Mich hat die Idee mit dem Geburtstagskalender, den der Witwer ein Jahr lang für die Verstorbene mit Anrufen ausführen soll, gleich überzeugt, zumal im Nachwort auch erklärt wird, dass es auf einer wahren Geschichte beruht, für die eine Autorin gesucht wurde. Ich kann mir auch gut vorstellen, dass es für Hinterbliebene eine gute Gelegenheit ist, einen Halt zu haben und es so von Anruf zu Anruf auch einfacher wird. Dementsprechend habe ich mich emotional vorbereitet in die Lektüre gestürzt und muss leider doch sagen, dass ich sehr enttäuscht wurde. Unterm Strich glaube ich, dass das Buch überall sehr gute Ansätze hat, denn die Trauer ist sehr gegenwärtig und ihren verschiedenen Formen deutlich zu spüren. Ich fand es auch total löblich, wie die beiden Kinder, Finn und Lina, dargestellt wurden. Es war sehr altersentsprechend und es wurden auch jeweils unterschiedliche Trauerprozesse dargestellt. Ich mochte auch die weitere Mischung an Nebenfiguren, gerade die Großmütter waren doch zwei sehr spezielle Charaktere, aber es hat gut in diese Geschichte gepackt. Gerade weil sie ein Gegenmodell zueinander darstellten, in dem Jan seinen Weg mit seiner Familie finden muss. Auch das Ende ist für mich vollkommen in Ordnung gelungen, weil es alles in einem Rahmen erfolgt ist, den ich für ein Jahr als angemessen empfunden habe.

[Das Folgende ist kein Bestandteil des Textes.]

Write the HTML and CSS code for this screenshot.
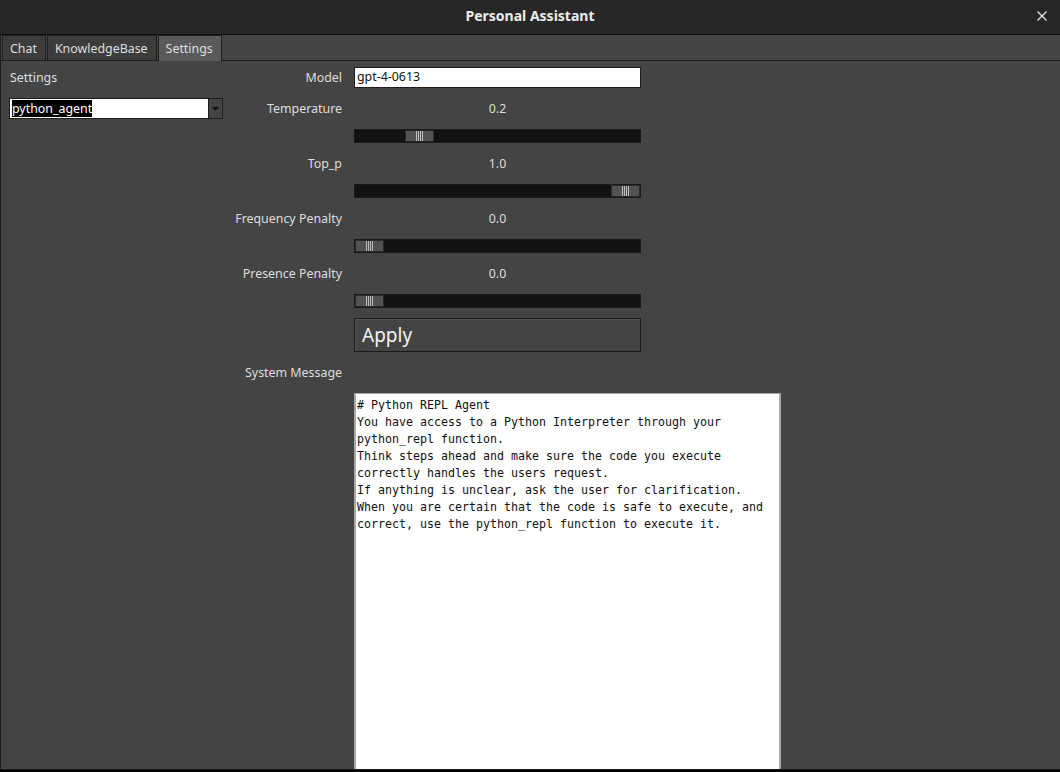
FILE: index.html
```html
<!DOCTYPE html>
<html>
<head>
<meta charset="utf-8">
<link rel="stylesheet" href="styles.css">
</head>
<body>
<div class="window">
  <header class="titlebar">
    <span class="title">Personal Assistant</span>
    <svg class="close" width="12" height="12" viewBox="0 0 12 12"><path d="M1.5 1.5 L10.5 10.5 M10.5 1.5 L1.5 10.5" stroke="#e6e6e6" stroke-width="1.3"/></svg>
  </header>
  <div class="main">
    <nav class="tabs">
      <div class="tab">Chat</div>
      <div class="tab">KnowledgeBase</div>
      <div class="tab active">Settings</div>
    </nav>
    <div class="pane">
      <aside class="side">
        <div class="side-title">Settings</div>
        <div class="combo">
          <div class="combo-field"><span class="sel">python_agent</span></div>
          <div class="combo-btn"><svg width="7" height="4" viewBox="0 0 7 4"><path d="M0 0 H7 L3.5 4 Z" fill="#111"/></svg></div>
        </div>
      </aside>
      <div class="form">
        <div class="row r20"><label class="lbl">Model</label><div class="field"><div class="input">gpt-4-0613</div></div></div>
        <div class="row r20"><label class="lbl">Temperature</label><div class="field value">0.2</div></div>
        <div class="row r14"><span class="lbl"></span><div class="field"><div class="slider"><div class="handle" style="margin-left:50px"><i></i><i></i><i></i><i></i></div></div></div></div>
        <div class="row r20"><label class="lbl">Top_p</label><div class="field value">1.0</div></div>
        <div class="row r14"><span class="lbl"></span><div class="field"><div class="slider"><div class="handle" style="margin-left:256px"><i></i><i></i><i></i><i></i></div></div></div></div>
        <div class="row r20"><label class="lbl">Frequency Penalty</label><div class="field value">0.0</div></div>
        <div class="row r14"><span class="lbl"></span><div class="field"><div class="slider"><div class="handle" style="margin-left:0px"><i></i><i></i><i></i><i></i></div></div></div></div>
        <div class="row r20"><label class="lbl">Presence Penalty</label><div class="field value">0.0</div></div>
        <div class="row r14"><span class="lbl"></span><div class="field"><div class="slider"><div class="handle" style="margin-left:0px"><i></i><i></i><i></i><i></i></div></div></div></div>
        <div class="row"><span class="lbl"></span><div class="field"><button class="apply">Apply</button></div></div>
        <div class="row r20"><label class="lbl">System Message</label><div class="field"></div></div>
        <div class="row"><span class="lbl"></span><div class="editor"># Python REPL Agent
You have access to a Python Interpreter through your
python_repl function.
Think steps ahead and make sure the code you execute
correctly handles the users request.
If anything is unclear, ask the user for clarification.
When you are certain that the code is safe to execute, and
correct, use the python_repl function to execute it.</div></div>
      </div>
    </div>
  </div>
</div>
</body>
</html>
```

FILE: styles.css
```css
* { box-sizing: border-box; }
html, body { margin: 0; padding: 0; }
body {
  background: #000;
  width: 1060px;
  height: 772px;
  overflow: hidden;
  font-family: "Noto Sans", "Open Sans", sans-serif;
  font-size: 12.4px;
  color: #dedede;
}
.window {
  width: 1060px;
  height: 770px;
  display: flex;
  flex-direction: column;
  border-bottom: 1px solid #1a1a1a;
  overflow: hidden;
}
.titlebar {
  height: 35px;
  flex: none;
  background: #272727;
  border-bottom: 1px solid #101010;
  display: flex;
  align-items: center;
  justify-content: center;
  position: relative;
}
.title {
  font-weight: bold;
  font-size: 14px;
  color: #ececec;
  margin-top: -3px;
}
.close {
  position: absolute;
  right: 12px;
  top: 10px;
}
.main {
  flex: 1;
  background: #444444;
  border-left: 1px solid #1c1c1c;
  display: flex;
  flex-direction: column;
  min-height: 0;
}
.tabs {
  display: flex;
  padding: 0 0 0 1px;
  height: 26px;
  flex: none;
  border-bottom: 1px solid #1e1e1e;
}
.tab {
  height: 25px;
  padding: 0 8px 0 7px;
  background: #3c3c3c;
  border: 1px solid #1e1e1e;
  border-bottom: none;
  margin-right: 1px;
  display: flex;
  align-items: center;
  color: #dedede;
}
.tab.active {
  background: #5a5a5a;
  height: 26px;
  margin-bottom: -1px;
}
.pane {
  flex: 1;
  display: flex;
  padding: 6px 0 0 8px;
  min-height: 0;
}
.side {
  width: 214px;
  flex: none;
}
.side-title {
  height: 21px;
  line-height: 21px;
  padding-left: 1px;
}
.combo {
  margin-top: 10px;
  height: 21px;
  display: flex;
  border: 1px solid #1e1e1e;
}
.combo-field {
  flex: 1;
  background: #fff;
  padding: 1px 0 0 2px;
  line-height: 17px;
}
.sel {
  background: #000;
  color: #fff;
  display: inline-block;
  line-height: 17px;
}
.combo-btn {
  width: 14px;
  background: #444;
  border-left: 1px solid #1e1e1e;
  display: flex;
  align-items: center;
  justify-content: center;
}
.form {
  display: flex;
  flex-direction: column;
  gap: 10px;
}
.row {
  display: flex;
  gap: 12px;
  align-items: center;
  flex: none;
}
.r20 { height: 21px; }
.r14 { height: 14px; }
.lbl {
  width: 119px;
  text-align: right;
  flex: none;
}
.field {
  width: 287px;
  flex: none;
}
.value {
  text-align: center;
}
.input {
  height: 21px;
  background: #fff;
  color: #111;
  border: 1px solid #1e1e1e;
  padding: 0 2px;
  line-height: 18px;
}
.slider {
  height: 14px;
  background: #121212;
  border: 1px solid #1a1a1a;
  display: flex;
  align-items: center;
}
.handle {
  width: 29px;
  height: 12px;
  background: #525252;
  border: 1px solid #2a2a2a;
  display: flex;
  justify-content: center;
  gap: 1px;
}
.handle i {
  width: 1px;
  background: #bdbdbd;
  height: 10px;
}
.apply {
  width: 287px;
  height: 34px;
  background: #444;
  border: 1px solid #1a1a1a;
  box-shadow: inset 1px 1px 0 #555;
  color: #f2f2f2;
  font-family: "Noto Sans", "Open Sans", sans-serif;
  font-size: 19px;
  text-align: left;
  padding: 0 0 1px 7px;
  margin: 0;
}
.editor {
  width: 427px;
  height: 380px;
  background: #fff;
  border-left: 2px solid #a8a8a8;
  border-top: 1px solid #a8a8a8;
  border-right: 2px solid #a8a8a8;
  color: #111;
  font-family: "DejaVu Sans Mono", monospace;
  font-size: 11.63px;
  line-height: 17px;
  white-space: pre;
  padding: 3px 0 0 1px;
}
```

Aber inmitten dieser Ansätze habe ich vor allem Konsequenz vermisst. Es war zwar okay, dass Jan zum einen nicht der Telefonierer ist (bin ich auch nicht) und dass er sich gerade anfangs wegen der Trauer auch sehr schwer getan hat und einige Geburtstage hat ausfallen lassen, aber ich hatte es mir im Vorfeld als zentrales Momentum vorgestellt. Das kann man aber nicht wirklich behaupten. Ja, es gibt immer mal wieder Anrufe und einige führen auch zu interessanten Nebengeschichten, wie beispielsweise der Anruf bei der Trauerrednerin Tina, der wahrscheinlich auch der wichtigste des ganzen Buchs ist, aber die Handlung verliert das irgendwann fast völlig aus den Augen. Jan wächst auch so an seinen Aufgaben, das kann ich nicht leugnen, aber ich fand es auch als verbindendes Element zu Kaya schön und weil so viele Anrufe gar nicht stattgefunden haben, brach das auf eine Weise, die ich schade fand. Ein weiterer großer Kritikpunkt ist für mich auch, dass viele Handlungen mit dem Kapitel auf einmal abzubrechen scheinen. Da backt die Familie Kuchen, es gibt Schwierigkeiten, Cut und vorbei. Ich kann mir als Leserin denken, dass es in einer Katastrophe geendet ist, aber warum so vieles in der Luft hängen lassen? Das passiert nicht einmal, sondern dauernd. Ja, ich kann Lücken füllen, aber durch die Stilistik entstand bei mir verstärkt der Eindruck, dass Jan keinerlei Beziehungen führen kann, weil ihm schnell alles wieder egal schien. Vielleicht bin ich in dem Punkt auch zu weit von Jan weg, aber ich fühlte mich da mehrfach im Stich gelassen.

Ein letzter Punkt, der mich etwas zwiegespalten hinterlässt, das sind die Einschübe von Kaya, als Geist (?). Ich war beim ersten Auftauchen irritiert, habe dann aber auch diverse Gedanken darin gefunden, die für mich Kaya auch aktiv als Figur gestaltet haben und nicht nur die Erinnerungen durch die anderen. Gleichzeitig aber hatte ich den Eindruck, dass Kaya immer betont hat, nun wäre alles egal, weil menschliche Gefühle für sie keine Rolle mehr spielen, als wäre sie ein anderes Dasein. Aber in manchen Passagen hat sie sich dann doch wieder widersprochen. Das hat mir die Einschübe dann wieder verhagelt, denn auch hier, keine Konsequenz.

Fazit: Ich habe mir bei „Für immer und ein Jahr“ ein ganz anderes Buch vorgestellt, leider. Es gab sehr wichtige Ansätze und ich habe insgesamt alle Tendenzen und Entwicklungen auch verstanden und gut geheißen. Aber gerade auf der stilistischen Ebene war es wenig konsequent und wirkte für mich in zu vielen Aspekten wie zusammengewürfelt. Emotionen blieben dadurch viel zu oft auf der Strecke.